We import our balsa wood from the Ecuadorian Andes. The balsa tree is part of the mallow family and it is cultivated in many tropical areas. The plantations are at an altitude of 400 - 1000 metres. Balsa wood grows very quickly and is fit for felling after just 5-7 years with a trunk diameter of 30-50cm. No overexploitation of the natural virgin forest occurs. Harvested areas are reforested.

We mainly import the broom and implement shafts from Brazil. We stock tauari, marupa, pine, virola, taeda pine and eucalyptus. We also have ramin (from Malaysia), wawa and koto (Africa). As the shafts are exposed to considerable stresses and loads during use, only the best timbers are used. Once the wood has been sawn into squared sections, it is placed in the kiln. Then it is machine planed to make a round rod and sanded. The rods may also receive a round head, cone, aluminium thread or a drilled hole for example during subsequent processing. At the request of many customers we also supply round rods with your EAN code.
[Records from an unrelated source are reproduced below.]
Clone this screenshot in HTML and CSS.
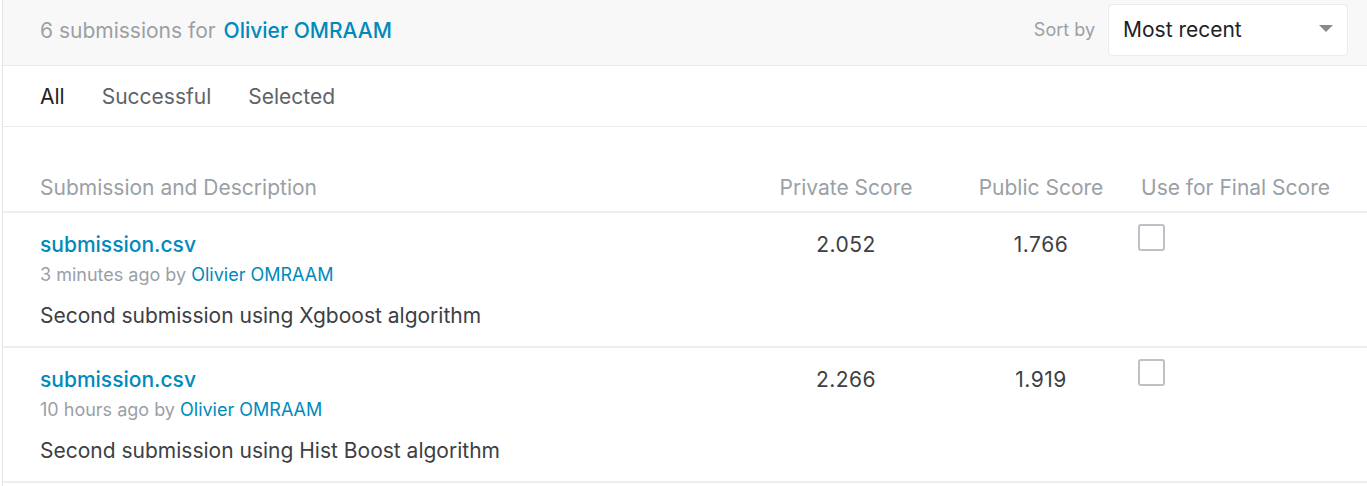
FILE: index.html
```html
<!DOCTYPE html>
<html>
<head>
<meta charset="utf-8">
<link rel="stylesheet" href="styles.css">
</head>
<body>
<div class="panel">
  <div class="topbar">
    <div class="title"><span class="muted">6 submissions for</span> <a class="link" href="#">Olivier OMRAAM</a></div>
    <div class="sort">
      <span class="sort-label">Sort by</span>
      <div class="select">
        <span>Most recent</span>
        <span class="caret"></span>
      </div>
    </div>
  </div>
  <div class="tabs">
    <span class="tab active">All</span>
    <span class="tab">Successful</span>
    <span class="tab">Selected</span>
  </div>
  <div class="table">
    <div class="row head">
      <div class="c-desc">Submission and Description</div>
      <div class="c-num">Private Score</div>
      <div class="c-num">Public Score</div>
      <div class="c-final">Use for Final Score</div>
    </div>
    <div class="row item">
      <div class="c-desc">
        <a class="file" href="#">submission.csv</a>
        <div class="meta">3 minutes ago by <a class="link" href="#">Olivier OMRAAM</a></div>
        <div class="desc">Second submission using Xgboost algorithm</div>
      </div>
      <div class="c-num score">2.052</div>
      <div class="c-num score">1.766</div>
      <div class="c-final"><span class="check"></span></div>
    </div>
    <div class="row item">
      <div class="c-desc">
        <a class="file" href="#">submission.csv</a>
        <div class="meta">10 hours ago by <a class="link" href="#">Olivier OMRAAM</a></div>
        <div class="desc">Second submission using Hist Boost algorithm</div>
      </div>
      <div class="c-num score">2.266</div>
      <div class="c-num score">1.919</div>
      <div class="c-final"><span class="check"></span></div>
    </div>
  </div>
</div>
</body>
</html>
```
FILE: styles.css
```css
* { box-sizing: border-box; }
html, body { margin: 0; padding: 0; background: #fff; }
body {
  font-family: Inter, "Noto Sans", sans-serif;
  color: #3c4043;
  padding-left: 2px;
}
a { text-decoration: none; }
.panel {
  border-left: 1px solid #e4e4e4;
  min-height: 486px;
}
.topbar {
  height: 66px;
  background: #f8f8f8;
  border-bottom: 1px solid #ebebeb;
  display: flex;
  align-items: center;
  justify-content: space-between;
  padding: 0 19px 0 37px;
}
.title { font-size: 21px; margin-top: -5px; }
.muted { color: #9aa0a6; }
.link { color: #008abc; }
.title .link { font-weight: 500; margin-left: 2px; }
.sort { display: flex; align-items: center; gap: 13px; margin-top: -6px; }
.sort-label { color: #9aa0a6; font-size: 18px; }
.select {
  width: 240px;
  height: 52px;
  background: #fff;
  border: 1px solid #ebebeb;
  border-radius: 4px;
  display: flex;
  align-items: center;
  justify-content: space-between;
  padding: 0 14px 0 14px;
  font-size: 21px;
  color: #202124;
}
.caret {
  width: 0; height: 0;
  border-left: 7px solid transparent;
  border-right: 7px solid transparent;
  border-top: 7px solid #8a8a8a;
  margin-top: -2px;
}
.tabs {
  height: 61px;
  border-bottom: 1px solid #ebebeb;
  display: flex;
  align-items: center;
  gap: 37px;
  padding-left: 37px;
  font-size: 21px;
}
.tab { color: #5f6368; }
.tab.active { color: #202124; }
.table { padding-top: 36px; }
.row {
  display: grid;
  grid-template-columns: 1fr 190px 200px 226px;
  padding-left: 37px;
  border-bottom: 2px solid #eeeeee;
}
.head { height: 50px; align-items: center; color: #9aa0a6; font-size: 21px; }
.c-num { text-align: center; }
.item { height: 135px; padding-top: 18px; }
.file { color: #008abc; font-size: 21px; font-weight: 500; display: block; line-height: 28px; }
.meta { color: #9aa0a6; font-size: 18px; line-height: 22px; margin-top: 5px; }
.desc { font-size: 21px; margin-top: 17px; line-height: 26px; color: #3c4043; }
.score { font-size: 21px; line-height: 28px; color: #3c4043; letter-spacing: 0.5px; }
.check {
  display: block;
  width: 27px;
  height: 27px;
  border: 2.5px solid #bdc1c6;
  border-radius: 3px;
  margin-left: -3px;
  margin-top: -7px;
}
```
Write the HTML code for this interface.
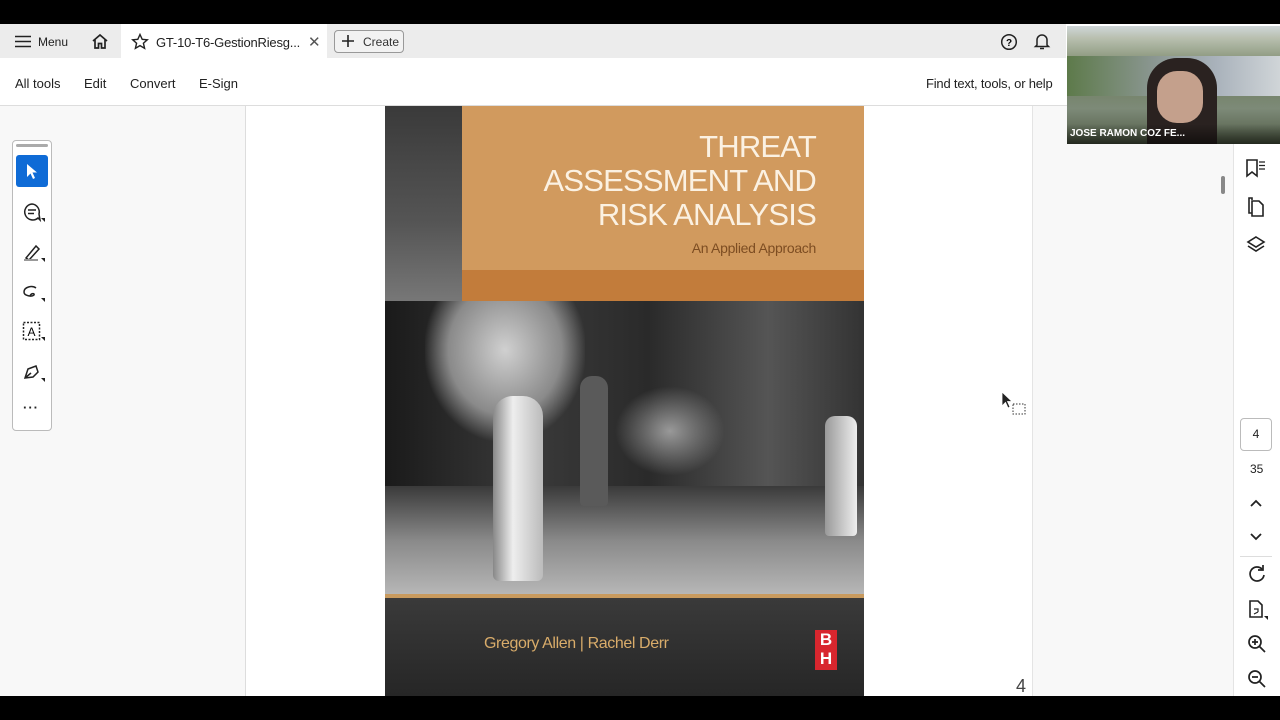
<!DOCTYPE html>
<html><head><meta charset="utf-8"><style>
*{margin:0;padding:0;box-sizing:border-box}
body{width:1280px;height:720px;overflow:hidden;background:#000;font-family:"Liberation Sans",sans-serif;position:relative;color:#222}
.abs{position:absolute}
.tabbar{left:0;top:24px;width:1066px;height:34px;background:#ececec}
.tool{left:0;top:58px;width:1233px;height:48px;background:#fff;border-bottom:1px solid #ddd}
.t{font-size:13px;color:#222;position:absolute}
.left{left:0;top:106px;width:246px;height:590px;background:#f8f8f8;border-right:1px solid #ddd}
.doc{left:246px;top:106px;width:787px;height:590px;background:#fff;border-right:1px solid #e4e4e4}
.rgap{left:1033px;top:106px;width:200px;height:590px;background:#f8f8f8}
.rail{left:1233px;top:106px;width:47px;height:590px;background:#fff;border-left:1px solid #e4e4e4}
svg{position:absolute}
</style></head><body>
<div class="abs tabbar"></div>
<div class="abs" style="left:121px;top:24px;width:206px;height:34px;background:#fff"></div>
<svg style="left:15px;top:35px" width="16" height="13"><path d="M0 1.5H16M0 6.5H16M0 11.5H16" stroke="#222" stroke-width="1.6"/></svg>
<div class="t" style="left:38px;top:35px;font-size:12px">Menu</div>
<svg style="left:91px;top:33px" width="18" height="17"><path d="M2 8L9 2L16 8M4 6.5V15H7.5V10.5H10.5V15H14V6.5" fill="none" stroke="#222" stroke-width="1.7"/></svg>
<svg style="left:131px;top:33px" width="18" height="17"><path d="M9 1.5L11.2 6.3L16.3 6.8L12.4 10.2L13.6 15.3L9 12.6L4.4 15.3L5.6 10.2L1.7 6.8L6.8 6.3Z" fill="none" stroke="#222" stroke-width="1.4"/></svg>
<div class="t" style="left:156px;top:35px;letter-spacing:-0.2px">GT-10-T6-GestionRiesg...</div>
<div class="t" style="left:308px;top:33px;font-size:15px;color:#555">✕</div>
<div class="abs" style="left:334px;top:30px;width:70px;height:23px;border:1px solid #999;border-radius:4px;background:#f2f2f2"></div>
<svg style="left:342px;top:35px" width="12" height="12"><path d="M6 0V12M0 6H12" stroke="#222" stroke-width="1.6"/></svg>
<div class="t" style="left:363px;top:35px;font-size:12px;color:#333">Create</div>
<svg style="left:1000px;top:33px" width="18" height="18"><circle cx="9" cy="9" r="7.3" fill="none" stroke="#222" stroke-width="1.5"/><text x="9" y="13" font-size="10" text-anchor="middle" font-family="Liberation Sans" font-weight="bold">?</text></svg>
<svg style="left:1033px;top:32px" width="18" height="19"><path d="M4 13V8A5 5 0 0 1 14 8V13L15.5 14.5H2.5Z M7 16.5H11" fill="none" stroke="#222" stroke-width="1.5"/></svg>
<div class="abs tool"></div>
<div class="t" style="left:15px;top:76px">All tools</div>
<div class="t" style="left:84px;top:76px">Edit</div>
<div class="t" style="left:130px;top:76px">Convert</div>
<div class="t" style="left:199px;top:76px">E-Sign</div>
<div class="t" style="left:926px;top:76px;letter-spacing:-0.2px">Find text, tools, or help</div>
<div class="abs left"></div>
<div class="abs" style="left:12px;top:140px;width:40px;height:291px;background:#fff;border:1px solid #bbb;border-radius:4px"></div>
<div class="abs" style="left:16px;top:144px;width:32px;height:3px;background:#aaa;border-radius:2px"></div>
<div class="abs" style="left:16px;top:155px;width:32px;height:32px;background:#0f6bd6;border-radius:3px"></div>
<svg style="left:26px;top:163px" width="14" height="18"><path d="M1 1V14L4.5 10.5L7 16L9 15L6.5 9.5H11Z" fill="#fff"/></svg>
<svg style="left:22px;top:202px" width="24" height="22"><path d="M10 2A8 8 0 1 0 16 16L18 18L17 12A8 8 0 0 0 10 2Z M6 8H14M6 11.5H12" fill="none" stroke="#222" stroke-width="1.5"/><path d="M19 16L23 16L23 20Z" fill="#222"/></svg>
<svg style="left:22px;top:242px" width="24" height="22"><path d="M4 16L14 4L17 7L7 18Z" fill="none" stroke="#222" stroke-width="1.5"/><rect x="2" y="17" width="14" height="2" fill="#999"/><path d="M19 16L23 16L23 20Z" fill="#222"/></svg>
<svg style="left:22px;top:282px" width="24" height="22"><path d="M14 6C10 3 2 5 2 10C2 14 10 15 12 13C13 11 9 11 8 14" fill="none" stroke="#222" stroke-width="1.5"/><path d="M19 16L23 16L23 20Z" fill="#222"/></svg>
<svg style="left:22px;top:321px" width="24" height="22"><rect x="1.5" y="1.5" width="16" height="17" fill="none" stroke="#222" stroke-width="1.5" stroke-dasharray="2 1.5"/><text x="9.5" y="15" font-size="12" text-anchor="middle" font-family="Liberation Sans">A</text><path d="M19 16L23 16L23 20Z" fill="#222"/></svg>
<svg style="left:22px;top:362px" width="24" height="22"><path d="M3 16L6 7L14 4L16 10L11 15Z M3 16L9 11" fill="none" stroke="#222" stroke-width="1.5"/><path d="M19 16L23 16L23 20Z" fill="#222"/></svg>
<div class="t" style="left:23px;top:400px;font-weight:bold;letter-spacing:1px">···</div>
<div class="abs doc"></div>
<!-- cover -->
<div class="abs" style="left:385px;top:106px;width:479px;height:590px;overflow:hidden;background:#2a2a2a">
 <div class="abs" style="left:0;top:0;width:77px;height:195px;background:linear-gradient(#3a3a3a,#555 60%,#777)"></div>
 <div class="abs" style="left:77px;top:0;width:402px;height:164px;background:#d19a5e"></div>
 <div class="abs" style="left:77px;top:164px;width:402px;height:31px;background:#c27c3b"></div>
 <div class="abs" style="right:48px;top:24px;color:#fbf1e2;font-size:31px;line-height:34px;text-align:right;letter-spacing:-0.8px">THREAT<br>ASSESSMENT AND<br>RISK ANALYSIS</div>
 <div class="abs" style="right:48px;top:134px;color:#7d4d22;font-size:14px;letter-spacing:-0.3px">An Applied Approach</div>
 <div class="abs" style="left:0;top:195px;width:479px;height:295px;background:linear-gradient(90deg,#1a1a1a,#3a3a3a 30%,#2a2a2a 55%,#555 80%,#333);"></div>
 <div class="abs" style="left:0;top:380px;width:479px;height:110px;background:linear-gradient(#3a3a3a,#8a8a8a 50%,#b8b8b8)"></div>
 <div class="abs" style="left:40px;top:195px;width:160px;height:140px;background:radial-gradient(ellipse at 50% 35%,#d0d0d0,#8a8a8a 50%,transparent 72%)"></div>
 <div class="abs" style="left:108px;top:290px;width:50px;height:185px;background:linear-gradient(90deg,#888,#eee 40%,#bbb);border-radius:20px 20px 6px 6px"></div>
 <div class="abs" style="left:195px;top:270px;width:28px;height:130px;background:#5a5a5a;border-radius:12px 12px 4px 4px"></div>
 <div class="abs" style="left:230px;top:280px;width:110px;height:90px;background:radial-gradient(ellipse,#999,transparent 70%)"></div>
 <div class="abs" style="left:440px;top:310px;width:32px;height:120px;background:linear-gradient(90deg,#999,#eee);border-radius:10px 10px 4px 4px"></div>
 <div class="abs" style="left:0;top:488px;width:479px;height:4px;background:#c89a5e"></div>
 <div class="abs" style="left:0;top:492px;width:479px;height:98px;background:linear-gradient(#3a3a3a,#262626)"></div>
 <div class="abs" style="left:99px;top:529px;color:#d9ac6a;font-size:16px;letter-spacing:-0.4px">Gregory Allen | Rachel Derr</div>
 <div class="abs" style="left:430px;top:524px;width:22px;height:40px;background:#d8262e;color:#fff;font-weight:bold;font-size:17px;line-height:19px;text-align:center">B<br>H</div>
</div>
<div class="t" style="left:1016px;top:676px;font-size:18px;color:#444">4</div>
<svg style="left:1001px;top:391px" width="26" height="25"><path d="M1 1V15L4.5 11.5L7 17L9 16L6.5 10.5H11Z" fill="#222" stroke="#fff" stroke-width="0.8"/><rect x="12" y="13" width="12" height="10" fill="none" stroke="#333" stroke-dasharray="1.5 1.5"/></svg>
<div class="abs rgap"></div>
<div class="abs" style="left:1221px;top:176px;width:4px;height:18px;background:#888;border-radius:2px"></div>
<div class="abs rail"></div>
<div class="abs" style="left:1066px;top:24px;width:214px;height:34px;background:#fff"></div>
<!-- webcam -->
<div class="abs" style="left:1067px;top:26px;width:213px;height:118px;overflow:hidden;background:linear-gradient(#cfd6d8 0,#b9c0b0 10%,#6d7d5c 40%,#7d8a78 70%,#4f5a44)">
 <div class="abs" style="left:0;top:30px;width:213px;height:40px;background:linear-gradient(90deg,#5d7a4a,#8a9690 40%,#a9b2bb 70%,#d0d5d8)"></div>
 <div class="abs" style="left:80px;top:32px;width:70px;height:95px;background:#2a2220;border-radius:30px 30px 6px 6px"></div>
 <div class="abs" style="left:90px;top:45px;width:46px;height:52px;background:#c4a08c;border-radius:20px"></div>
 <div class="abs" style="left:0;top:98px;width:213px;height:20px;background:linear-gradient(transparent,rgba(0,0,0,.55))"></div>
 <div class="abs" style="left:3px;top:102px;color:#fff;font-size:10px;font-weight:bold">JOSE RAMON COZ FE...</div>
</div>
<svg style="left:1245px;top:158px" width="22" height="20"><path d="M2 2H12V18L7 14L2 18Z" fill="none" stroke="#222" stroke-width="1.6"/><path d="M14 4H20M14 7.5H20M14 11H20" stroke="#222" stroke-width="1.2"/></svg>
<svg style="left:1246px;top:196px" width="20" height="22"><path d="M6 4V2H3V17H6" fill="none" stroke="#222" stroke-width="1.6"/><path d="M6 5H13L17 9V20H6Z" fill="none" stroke="#222" stroke-width="1.6"/></svg>
<svg style="left:1246px;top:235px" width="20" height="20"><path d="M10 2L18 7L10 12L2 7Z M2 11L10 16L18 11" fill="none" stroke="#222" stroke-width="1.6"/></svg>
<div class="abs" style="left:1240px;top:418px;width:32px;height:33px;border:1px solid #bbb;border-radius:4px;background:#fff;font-size:12px;text-align:center;line-height:31px">4</div>
<div class="t" style="left:1250px;top:462px;font-size:12px">35</div>
<svg style="left:1250px;top:499px" width="12" height="8"><path d="M1 7L6 2L11 7" fill="none" stroke="#222" stroke-width="1.8"/></svg>
<svg style="left:1250px;top:533px" width="12" height="8"><path d="M1 1L6 6L11 1" fill="none" stroke="#222" stroke-width="1.8"/></svg>
<div class="abs" style="left:1240px;top:556px;width:32px;height:1px;background:#ddd"></div>
<svg style="left:1247px;top:564px" width="20" height="20"><path d="M15 5A7 7 0 1 0 17 11" fill="none" stroke="#222" stroke-width="1.7"/><path d="M11 6H16V1" fill="none" stroke="#222" stroke-width="1.7"/></svg>
<svg style="left:1247px;top:599px" width="22" height="22"><path d="M3 2H11L15 6V18H3Z" fill="none" stroke="#222" stroke-width="1.6"/><path d="M7 10H11V13M11 13L7 15" fill="none" stroke="#222" stroke-width="1.2"/><path d="M17 17L21 17L21 21Z" fill="#222"/></svg>
<svg style="left:1247px;top:634px" width="20" height="20"><circle cx="8" cy="8" r="6" fill="none" stroke="#222" stroke-width="1.7"/><path d="M12.5 12.5L18 18M5 8H11M8 5V11" stroke="#222" stroke-width="1.7"/></svg>
<svg style="left:1247px;top:669px" width="20" height="20"><circle cx="8" cy="8" r="6" fill="none" stroke="#222" stroke-width="1.7"/><path d="M12.5 12.5L18 18M5 8H11" stroke="#222" stroke-width="1.7"/></svg>
</body></html>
During the production of plywood, the trunks are stripped of bark and sawn to size and then the veneer is cut. The individual wooden panels are glued with adhesive or water-resistant glue and hot pressed. In this process the individual layers with their grain are turned by 90° (cross bonding).
This increases the dimensional stability of the panels as wood does as a “living material” mainly expand (swelling) or contract (shrinkage) across the grain due to the addition or removal of moisture. The layers are, however, extremely stable along the grain. The changes in size of one layer are thus essentially balanced out by the other layers.